Portland, Ashland and Lake Oswego have given their school districts millions of dollars in the 1990s, successfully reducing the impact of Measure 5 and 47 budget cuts. Through the city's general fund or a new tax, Eugene could do the same for its kids.

"It would be a substantial boost," says Russell.

"It would be a wonderful idea, says Duchin.


Portland

Over the past six years, the city of Portland has pumped $37 million out of its coffers and into city schools, says the city's Education Advocate Carol Turner. "It went to the school district into their general fund as cash."

The city funding helped avert hundreds of layoffs and a threatened teachers' strike, Turner says.

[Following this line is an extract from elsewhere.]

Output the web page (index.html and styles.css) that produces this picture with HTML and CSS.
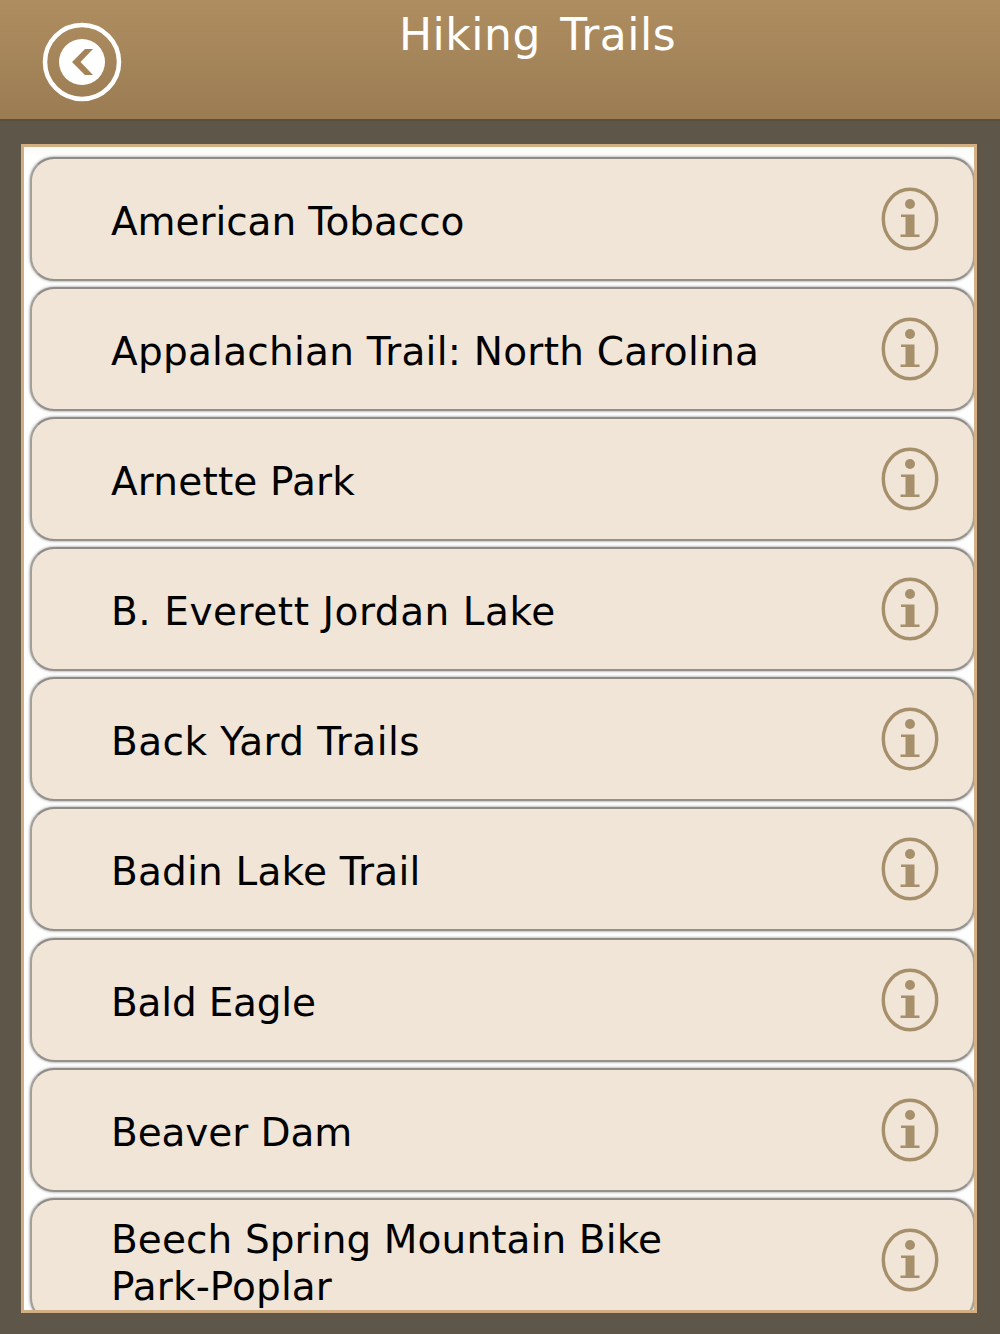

In 1998, Multnomah County voters helped by passing a one-year business income tax that raised $12.3 million for local schools.

"We have a city that prides itself on its public schools," Turner says of the strong backing of city funding for education. The public and elected officials saw the funding as a way to reduce crime by keeping kids out of trouble and promote economic development by creating a skilled workforce.

 
Substitute teacher Natasha Ruckwardt teaches 34 students in an 8th-grade Algebra class at Cal Young Middle School. Budget cuts could force even bigger class sizes.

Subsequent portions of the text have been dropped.